Just about any minivan does that a lot better than just about any SUV. And those big old Caddies didn't really have all that much room in them, especially if you considered their ponderous gas-eating bulk requiring a large military presence in the Mideast to support, just like the majority of the SUVs out now.

Reply to
GregP

when i was auto-xing, there are LOTS of times i didn't want the abs to kick in, mostly when i wanted the rear of the car to step out to turn the car faster.

Reply to
Charles Spitzer

Yes, it does. Hey Patrick, was this the empty parking lot at State Fair Park, by any chance? ISTR we're both Milwaukee locals.

Dave

Reply to
Dave Hinz

Isn't that what the hand-brake is for? Keep the front (driven) wheels going with your right foot, pull up on the handbrake, let the ass end slide around. Works great in a Saab, I suppose if you have RWD you can do something sort of like that with the throttle?

"left foot steering" is what the Saab rally drivers call it.

Dave Hinz

Reply to
Dave Hinz

I read it. You left open the possibility that you think the airbags are a factor.

"but it sometimes seems to me that adding extra safety gear to cars and SUVs gave a lot of people a sense of invulnerability that is a bit frightening."

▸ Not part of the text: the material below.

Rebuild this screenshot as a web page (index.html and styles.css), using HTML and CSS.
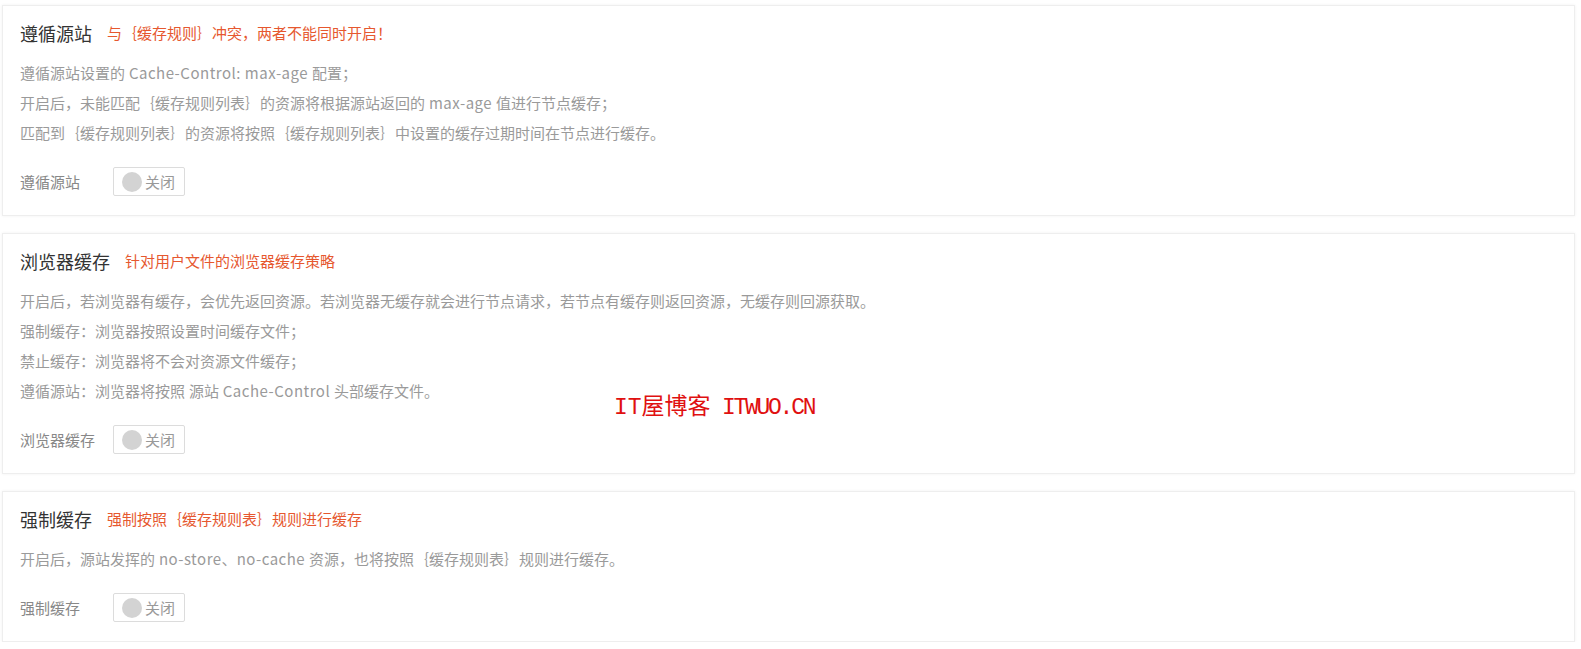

What point did you make that you think I missed?

Reply to
Hank Gillette

corvette. rwd. manual transmission. already doing heel (brake) and toe (throttle) with the right foot. one almost never takes hands off the wheel in autox, so ran out of limbs to do that. also, a vette handbrake is on the left side of the passenger seat down low, and you have to apply it harder to get it to release as it's on a ratchet of some kind. i usually can't reach it when using a 5 point harness.